/---

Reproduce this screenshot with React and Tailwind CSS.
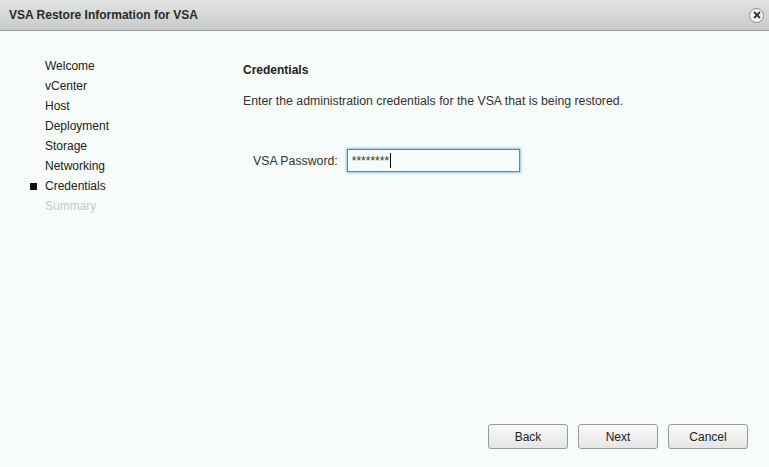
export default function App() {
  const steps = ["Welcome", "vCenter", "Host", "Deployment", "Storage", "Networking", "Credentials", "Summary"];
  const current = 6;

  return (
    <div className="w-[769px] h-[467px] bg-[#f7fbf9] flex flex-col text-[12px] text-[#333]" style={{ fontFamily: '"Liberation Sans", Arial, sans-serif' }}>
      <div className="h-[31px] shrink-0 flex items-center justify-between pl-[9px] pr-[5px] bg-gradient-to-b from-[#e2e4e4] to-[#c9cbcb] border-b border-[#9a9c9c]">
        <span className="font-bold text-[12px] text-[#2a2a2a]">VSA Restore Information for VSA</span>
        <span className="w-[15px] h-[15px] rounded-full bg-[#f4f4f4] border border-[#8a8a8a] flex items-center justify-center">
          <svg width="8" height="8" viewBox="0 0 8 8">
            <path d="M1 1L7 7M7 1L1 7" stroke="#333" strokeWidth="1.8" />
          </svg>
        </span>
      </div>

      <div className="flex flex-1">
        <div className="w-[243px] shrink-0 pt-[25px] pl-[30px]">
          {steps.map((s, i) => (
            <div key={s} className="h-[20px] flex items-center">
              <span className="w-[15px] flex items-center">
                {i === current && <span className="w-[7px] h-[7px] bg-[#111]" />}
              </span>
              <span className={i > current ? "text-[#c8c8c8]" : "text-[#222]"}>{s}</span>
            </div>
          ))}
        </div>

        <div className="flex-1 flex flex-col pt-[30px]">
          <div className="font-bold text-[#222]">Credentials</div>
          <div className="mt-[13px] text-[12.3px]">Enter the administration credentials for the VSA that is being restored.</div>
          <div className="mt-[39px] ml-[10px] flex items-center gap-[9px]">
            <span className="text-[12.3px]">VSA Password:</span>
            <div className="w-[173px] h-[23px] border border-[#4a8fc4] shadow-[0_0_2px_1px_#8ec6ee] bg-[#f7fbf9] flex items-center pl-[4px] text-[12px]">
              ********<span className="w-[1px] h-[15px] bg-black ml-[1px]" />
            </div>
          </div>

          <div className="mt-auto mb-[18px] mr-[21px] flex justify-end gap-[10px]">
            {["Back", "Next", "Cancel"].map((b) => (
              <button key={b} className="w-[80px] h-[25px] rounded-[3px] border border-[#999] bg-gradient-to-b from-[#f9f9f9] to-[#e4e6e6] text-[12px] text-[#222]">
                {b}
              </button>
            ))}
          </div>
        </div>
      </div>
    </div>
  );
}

\---

The exercise: Exclude every picture and copy the remaining data exactly.

Final result:
Reproduce this screenshot with React and Tailwind CSS.
export default function App() {
  const steps = ["Welcome", "vCenter", "Host", "Deployment", "Storage", "Networking", "Credentials", "Summary"];
  const current = 6;

  return (
    <div className="w-[769px] h-[467px] bg-[#f7fbf9] flex flex-col text-[12px] text-[#333]" style={{ fontFamily: '"Liberation Sans", Arial, sans-serif' }}>
      <div className="h-[31px] shrink-0 flex items-center justify-between pl-[9px] pr-[5px] bg-gradient-to-b from-[#e2e4e4] to-[#c9cbcb] border-b border-[#9a9c9c]">
        <span className="font-bold text-[12px] text-[#2a2a2a]">VSA Restore Information for VSA</span>
        <span className="w-[15px] h-[15px] rounded-full bg-[#f4f4f4] border border-[#8a8a8a] flex items-center justify-center">
          <svg width="8" height="8" viewBox="0 0 8 8">
            <path d="M1 1L7 7M7 1L1 7" stroke="#333" strokeWidth="1.8" />
          </svg>
        </span>
      </div>

      <div className="flex flex-1">
        <div className="w-[243px] shrink-0 pt-[25px] pl-[30px]">
          {steps.map((s, i) => (
            <div key={s} className="h-[20px] flex items-center">
              <span className="w-[15px] flex items-center">
                {i === current && <span className="w-[7px] h-[7px] bg-[#111]" />}
              </span>
              <span className={i > current ? "text-[#c8c8c8]" : "text-[#222]"}>{s}</span>
            </div>
          ))}
        </div>

        <div className="flex-1 flex flex-col pt-[30px]">
          <div className="font-bold text-[#222]">Credentials</div>
          <div className="mt-[13px] text-[12.3px]">Enter the administration credentials for the VSA that is being restored.</div>
          <div className="mt-[39px] ml-[10px] flex items-center gap-[9px]">
            <span className="text-[12.3px]">VSA Password:</span>
            <div className="w-[173px] h-[23px] border border-[#4a8fc4] shadow-[0_0_2px_1px_#8ec6ee] bg-[#f7fbf9] flex items-center pl-[4px] text-[12px]">
              ********<span className="w-[1px] h-[15px] bg-black ml-[1px]" />
            </div>
          </div>

          <div className="mt-auto mb-[18px] mr-[21px] flex justify-end gap-[10px]">
            {["Back", "Next", "Cancel"].map((b) => (
              <button key={b} className="w-[80px] h-[25px] rounded-[3px] border border-[#999] bg-gradient-to-b from-[#f9f9f9] to-[#e4e6e6] text-[12px] text-[#222]">
                {b}
              </button>
            ))}
          </div>
        </div>
      </div>
    </div>
  );
}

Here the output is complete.